If you are serious about going with the EcoBoost, though, I recommend you don’t even think about taking the GT for a spin, because the delta between them is vast. If the EcoBoost drives like it wants to dance, the V8 drives like a heavyweight boxer fights: a little lumbering at first, before it eventually reveals its devastating potential.
The GT roars, where the EcoBoost whines. Driving the manual GT, in particular, is a special experience, since you sit at the controls of a machine with power feels infinite. The manual is six gears, but unless you’re on the track, you’re not going to go past fourth running hard, which is comfortable to ride in at speeds upwards of 80 mph.

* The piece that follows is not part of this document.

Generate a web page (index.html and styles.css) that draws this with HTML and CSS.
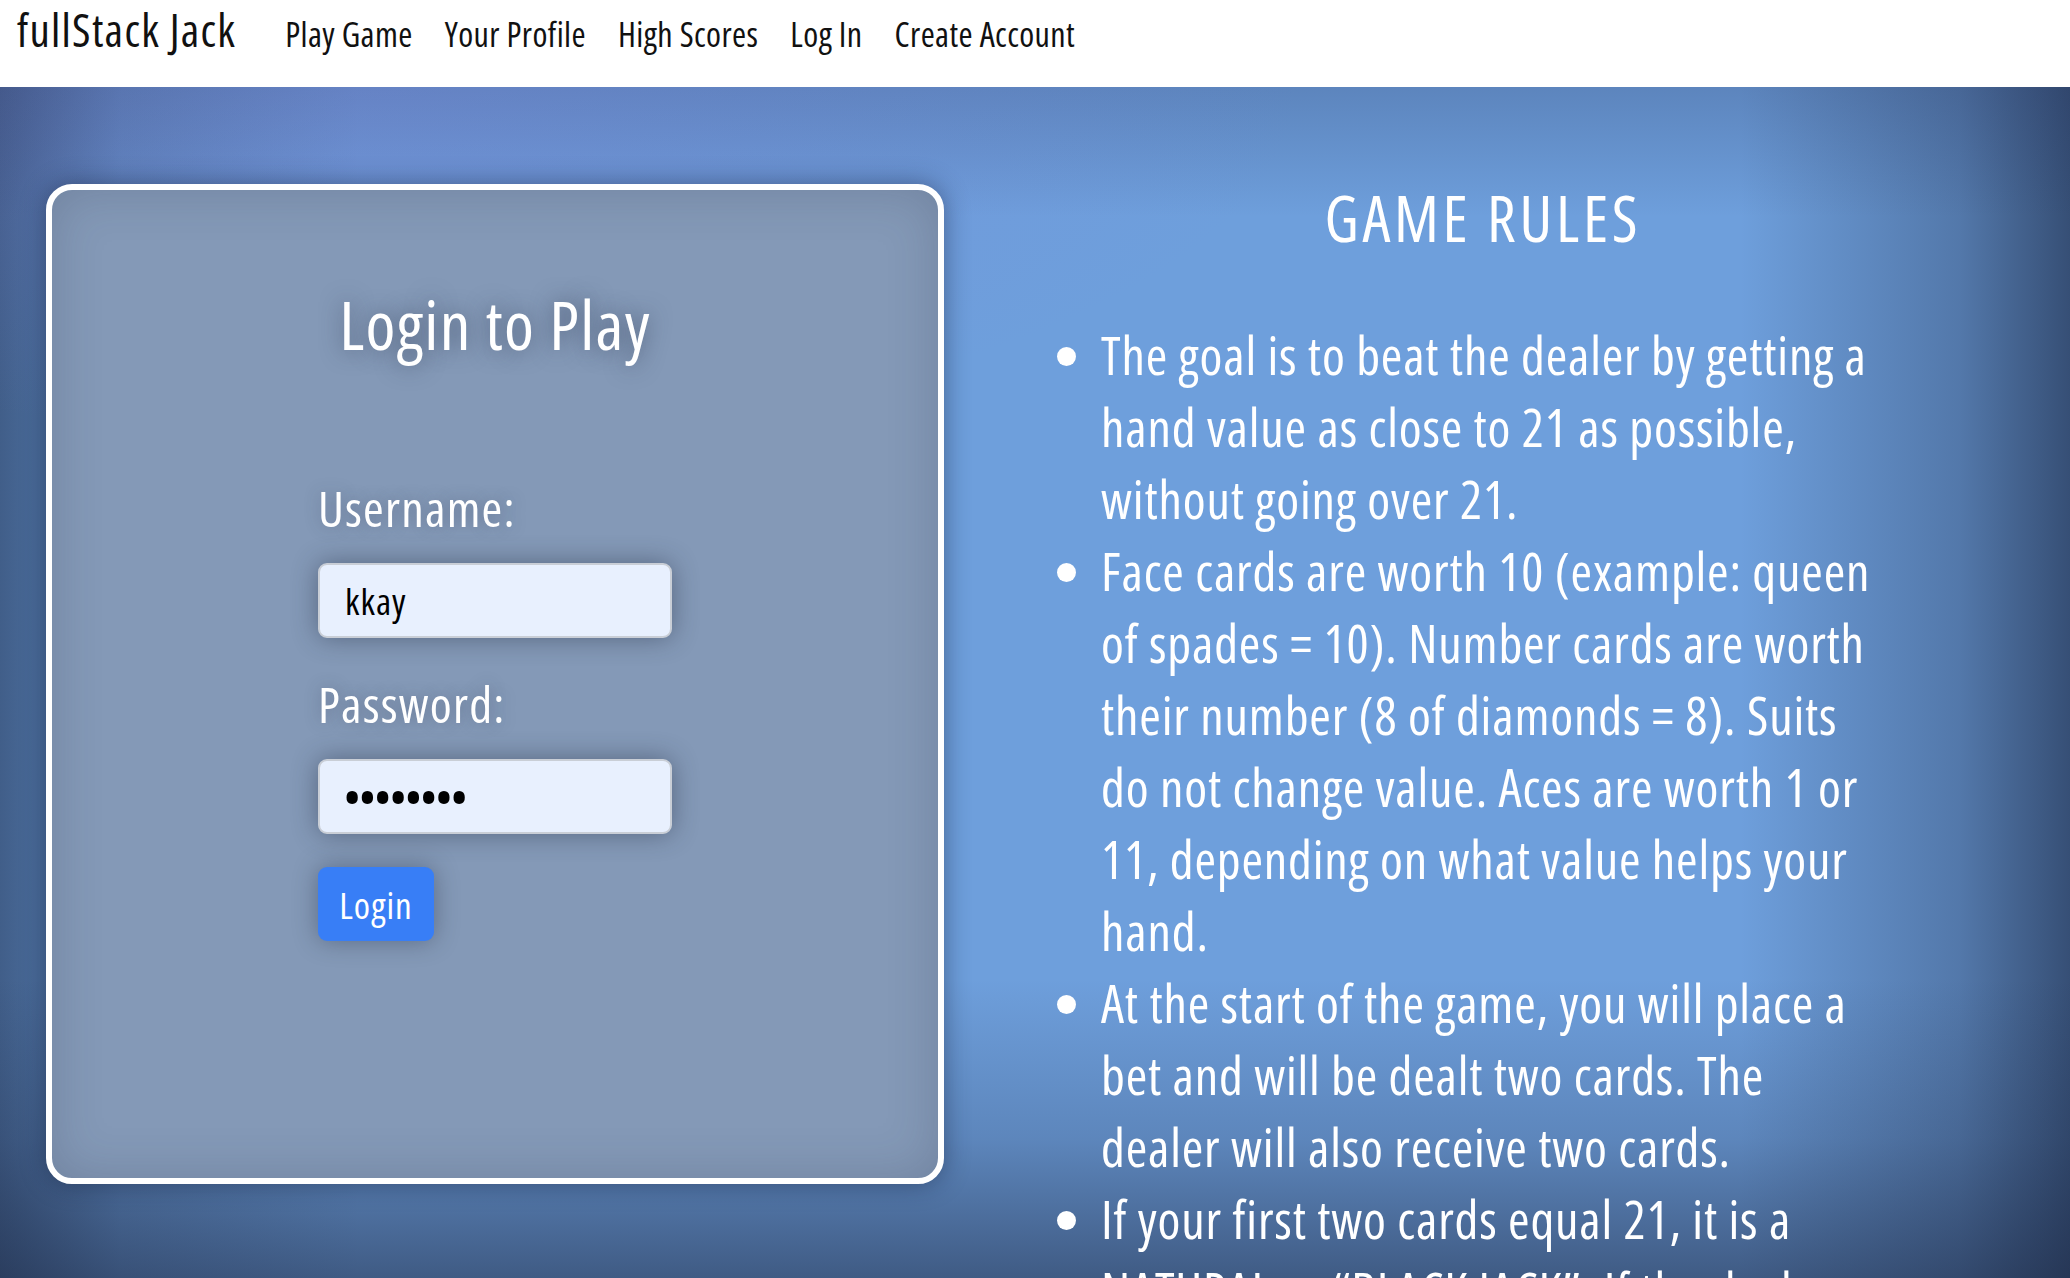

The thought of winding sixth gear all the way out actually terrifies me a little bit; the fact that I never got there left me with the sense that the GT’s power might, in fact, be endless. What I’m trying to say is that riding in the GT will ruin any other Mustang for you, short of the more insane GT350 models. Do your best to avoid it.
These are well-made cars and, despite my specific gripes about the transmission, I think Ford has made some impressive improvements to a car that we already liked a lot. Not all mid-cycle refreshes are worthy ones. Ford did right here, and did enough to keep the Camaro vs. Mustang horsepower wars going.
This feels like a car built to last, or at least one that’s meant to be kept and enjoyed for a long time. It’s also a car that I suspect will age well; the styling outside is sleek and the headlights and rear lights are nice variations on the Mustang’s usual motifs.
Just think about getting it in manual. You’ll stretch out that enjoyment even more.